There’s a chapter titled “Everything I Knew About Love at Twenty-Five”. Naturally, she has learned a thing or two by that age, such as, “Casual sex is rarely good,” and in that same vein, “Fake orgasms will make you feel guilty and terrible and they’re unfair on the guy. Use them sparsely.” And she’s just getting started.
Boomers will appreciate her references to music as she is soothed by listening to Joni Mitchell, Rod Stewart and Marvin Gaye. That just proves that our boomer generation really did have the best music after all!
Alderton has an impressive repertoire of experiences under her belt and her reminiscences will remind all of us boomers how lucky we are that it’s all behind us now and the best time of life is being older. As she enters her thirties she questions whether this is “a demise in the relishing of life or an increase in simply tolerating it.” We certainly know the answer to that one but we’re keeping it a secret so we won’t spoil her fun.

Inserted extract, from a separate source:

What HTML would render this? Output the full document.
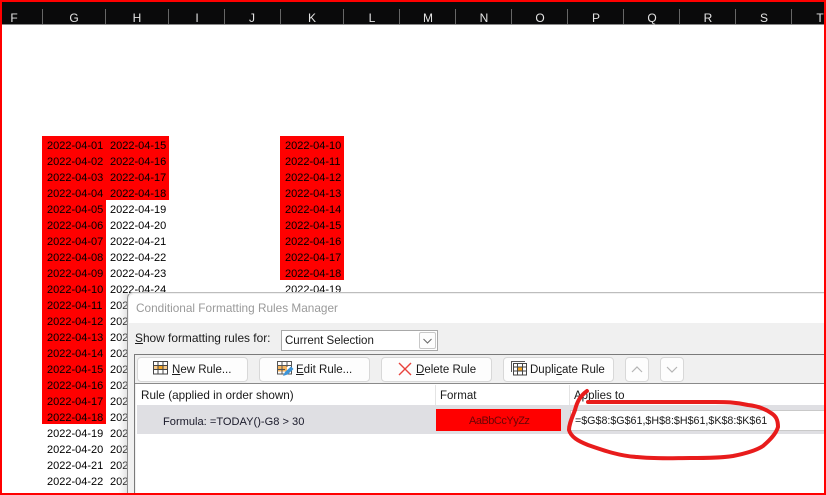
<!DOCTYPE html>
<html><head><meta charset="utf-8">
<style>
html,body{margin:0;padding:0;background:#fff}
#p{position:relative;width:826px;height:495px;overflow:hidden;background:#fff;font-family:"Liberation Sans",sans-serif;color:#111}
#p div,#p span.a{position:absolute}
.hl{top:2px;height:22px;left:2px;width:822px;background:#0a0a0b}
.sep{top:9px;height:15px;width:1px;background:#666}
.c{top:11px;width:20px;text-align:center;font-size:12px;line-height:14px;color:#e4e4e4}
.col{font-size:11px;line-height:16px;white-space:nowrap;color:#000}
.btn{top:357px;height:23px;width:109px;background:#fdfdfd;border:1px solid #d8d8d8;border-radius:4px;box-sizing:content-box}
.t{font-size:11.5px;line-height:14px;white-space:nowrap;color:#1a1a1a}
u{text-underline-offset:1px}
</style></head><body>
<div id="p">
<div class="hl"></div>
<div style="left:2px;top:24px;width:822px;height:1px;background:#8a8a8a"></div>
<div class="sep" style="left:42px"></div><div class="sep" style="left:105px"></div><div class="sep" style="left:168px"></div><div class="sep" style="left:224px"></div><div class="sep" style="left:280px"></div><div class="sep" style="left:343px"></div><div class="sep" style="left:399px"></div><div class="sep" style="left:455px"></div><div class="sep" style="left:511px"></div><div class="sep" style="left:567px"></div><div class="sep" style="left:623px"></div><div class="sep" style="left:679px"></div><div class="sep" style="left:735px"></div><div class="sep" style="left:791px"></div>
<div class="c" style="left:4px">F</div><div class="c" style="left:64px">G</div><div class="c" style="left:127px">H</div><div class="c" style="left:187px">I</div><div class="c" style="left:242px">J</div><div class="c" style="left:302px">K</div><div class="c" style="left:362px">L</div><div class="c" style="left:418px">M</div><div class="c" style="left:474px">N</div><div class="c" style="left:530px">O</div><div class="c" style="left:586px">P</div><div class="c" style="left:642px">Q</div><div class="c" style="left:698px">R</div><div class="c" style="left:754px">S</div><div class="c" style="left:810px">T</div>

<div style="left:42px;top:136px;width:64px;height:288px;background:#f00"></div>
<div style="left:106px;top:136px;width:63px;height:64px;background:#f00"></div>
<div style="left:280px;top:136px;width:64px;height:144px;background:#f00"></div>

<div class="col" style="left:47px;top:138px">2022-04-01<br>2022-04-02<br>2022-04-03<br>2022-04-04<br>2022-04-05<br>2022-04-06<br>2022-04-07<br>2022-04-08<br>2022-04-09<br>2022-04-10<br>2022-04-11<br>2022-04-12<br>2022-04-13<br>2022-04-14<br>2022-04-15<br>2022-04-16<br>2022-04-17<br>2022-04-18<br>2022-04-19<br>2022-04-20<br>2022-04-21<br>2022-04-22</div>
<div class="col" style="left:110px;top:138px">2022-04-15<br>2022-04-16<br>2022-04-17<br>2022-04-18<br>2022-04-19<br>2022-04-20<br>2022-04-21<br>2022-04-22<br>2022-04-23<br>2022-04-24<br>2022-04-25<br>2022-04-26<br>2022-04-27<br>2022-04-28<br>2022-04-29<br>2022-04-30<br>2022-05-01<br>2022-05-02<br>2022-05-03<br>2022-05-04<br>2022-05-05<br>2022-05-06</div>
<div class="col" style="left:285px;top:138px">2022-04-10<br>2022-04-11<br>2022-04-12<br>2022-04-13<br>2022-04-14<br>2022-04-15<br>2022-04-16<br>2022-04-17<br>2022-04-18<br>2022-04-19</div>

<!-- dialog -->
<div style="left:118px;top:293px;width:10px;height:202px;background:linear-gradient(to right,rgba(190,190,190,0),rgba(190,190,190,.45))"></div>
<div style="left:127px;top:292px;width:699px;height:203px;background:#f0f0f0;border-top:1px solid #bdbdbd;border-left:1px solid #8f8f8f;border-top-left-radius:6px;box-sizing:border-box"></div>
<div style="left:129px;top:294px;width:697px;height:29px;background:#fff;border-top-left-radius:6px"></div>
<div class="t" style="left:136px;top:301px;font-size:11.8px;color:#9a9a9a">Conditional Formatting Rules Manager</div>
<div class="t" style="left:135px;top:331px;font-size:11.9px"><u>S</u>how formatting rules for:</div>
<div style="left:281px;top:330px;width:157px;height:21px;background:#fff;border:1px solid #a8a8a8;box-sizing:border-box"></div>
<div class="t" style="left:285px;top:334px;font-size:11.5px">Current Selection</div>
<div style="left:419px;top:332px;width:17px;height:17px;background:#fdfdfd;border:1px solid #c8c8c8;box-sizing:border-box;border-radius:2px"></div>
<svg style="position:absolute;left:419px;top:332px" width="17" height="17"><path d="M4.500 7 L8.500 11 L12.500 7" fill="none" stroke="#666" stroke-width="1"/></svg>

<!-- panel -->
<div style="left:134px;top:354px;width:692px;height:141px;border-top:1px solid #7a7a7a;border-left:1px solid #7a7a7a;box-sizing:border-box"></div>
<div style="left:135px;top:383px;width:691px;height:1px;background:#8a8a8a"></div>
<div style="left:136px;top:384px;width:690px;height:111px;background:#fff"></div>

<div class="btn" style="left:137px"></div>
<div class="btn" style="left:259px"></div>
<div class="btn" style="left:381px"></div>
<div class="btn" style="left:503px"></div>
<div class="btn" style="left:625px;width:22px"></div>
<div class="btn" style="left:660px;width:22px"></div>

<svg style="position:absolute;left:153px;top:361px" width="16" height="15"><rect x=".5" y=".5" width="14" height="12.500" fill="#fff" stroke="#444"/><rect x="1" y="4.500" width="13" height="4" fill="#f9c987"/><rect x="5" y="4.500" width="5" height="4" fill="#f5a623"/><path d="M.5 4.500H14.500M.5 8.500H14.500M5 .5V13M10 .5V13" stroke="#444" fill="none"/></svg>
<div class="t" style="left:172px;top:363px"><u>N</u>ew Rule...</div>

<svg style="position:absolute;left:277px;top:361px" width="18" height="17"><rect x=".5" y=".5" width="14" height="12.500" fill="#fff" stroke="#555"/><rect x="1" y="4.500" width="9" height="6" fill="#f7b660"/><path d="M.5 4.500H14.500M.5 8.500H8M5 .5V13M10 .5V6" stroke="#555" fill="none"/><path d="M6 15 L8 11 L14 5.500 L16.500 8 L10.500 13.500 Z" fill="#3d94d8"/></svg>
<div class="t" style="left:296px;top:363px"><u>E</u>dit Rule...</div>

<svg style="position:absolute;left:398px;top:362px" width="14" height="14"><path d="M1 1 L13 13 M13 1 L1 13" stroke="#e8423c" stroke-width="1.400" fill="none"/></svg>
<div class="t" style="left:416px;top:363px"><u>D</u>elete Rule</div>

<svg style="position:absolute;left:511px;top:361px" width="17" height="15"><path d="M.5 11V.5H14" fill="none" stroke="#555"/><rect x="2.500" y="2.500" width="13" height="11.500" fill="#fff" stroke="#444"/><rect x="6.500" y="6" width="5" height="4" fill="#f5a623"/><path d="M2.500 6H15.500M2.500 10H15.500M6.500 2.500V14M11.500 2.500V14" stroke="#444" fill="none"/></svg>
<div class="t" style="left:530px;top:363px">Dupli<u>c</u>ate Rule</div>

<svg style="position:absolute;left:625px;top:357px" width="24" height="25"><path d="M7 15 L12 10 L17 15" fill="none" stroke="#b5b5b5" stroke-width="1.200"/></svg>
<svg style="position:absolute;left:660px;top:357px" width="24" height="25"><path d="M7 10 L12 15 L17 10" fill="none" stroke="#b5b5b5" stroke-width="1.200"/></svg>

<!-- list -->
<div class="t" style="left:141px;top:389px;font-size:11.7px">Rule (applied in order shown)</div>
<div class="t" style="left:440px;top:389px">Format</div>
<div class="t" style="left:574px;top:389px">Applies to</div>
<div style="left:435px;top:385px;width:1px;height:20px;background:#e4e4e4"></div>
<div style="left:569px;top:385px;width:1px;height:20px;background:#e4e4e4"></div>
<div style="left:137px;top:405px;width:689px;height:29px;background:#dfdfe3"></div>
<div class="t" style="left:163px;top:415px;color:#1a1a2a;font-size:11.1px">Formula: =TODAY()-G8 &gt; 30</div>
<div style="left:436px;top:409px;width:125px;height:22px;background:#f00"></div>
<div class="t" style="left:469px;top:414px;color:#6a0505;font-size:11px;letter-spacing:-.5px">AaBbCcYyZz</div>
<div style="left:570px;top:410px;width:256px;height:21px;background:#fff;border:1px solid #c9c9c9;box-sizing:border-box"></div>
<div class="t" style="left:575px;top:414px;font-size:10.7px">=$G$8:$G$61,$H$8:$H$61,$K$8:$K$61</div>

<svg style="position:absolute;left:0;top:0" width="826" height="495"><path d="M587 391 C580 396 577 402 575 410 C572 418 569 424 569 430 C571 437 578 441 588 445 C605 451 620 456 637 457 C655 459 675 458 690 458 C705 458 720 458 733 456 C748 453 757 450 763 446 C770 440 776 434 778 427 C778 420 776 416 771 413 C764 408 757 406 748 405 C735 402 725 402 715 402 C690 402 660 402 630 402 C612 402 600 402 588 402" fill="none" stroke="#e81c1c" stroke-width="4" stroke-linecap="round" stroke-linejoin="round"/></svg>

<!-- red frame -->
<div style="left:0;top:0;width:826px;height:2px;background:#f00"></div>
<div style="left:0;top:493px;width:826px;height:2px;background:#f00"></div>
<div style="left:0;top:0;width:2px;height:495px;background:#f00"></div>
<div style="left:824px;top:0;width:2px;height:495px;background:#f00"></div>
</div>
</body></html>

Now that I am well into my seventies, I had fun comparing memories of my own life and attitudes when I was in my twenties during the swinging sixties and seventies with Dolly Alderton’s in the naughty aughts. We’re so different but so similar despite being born generations apart. I’ll be following her for as long as I can to see how she survives her thirties, forties, and thereafter. Her writing is brilliant, honest, and at times, hilarious. Her book confirmed so much of what I have already learned and she is still learning. If you liked Bridget Jones (and who didn’t?), you’ll enjoy reading Everything I know about love by Dolly Alderton.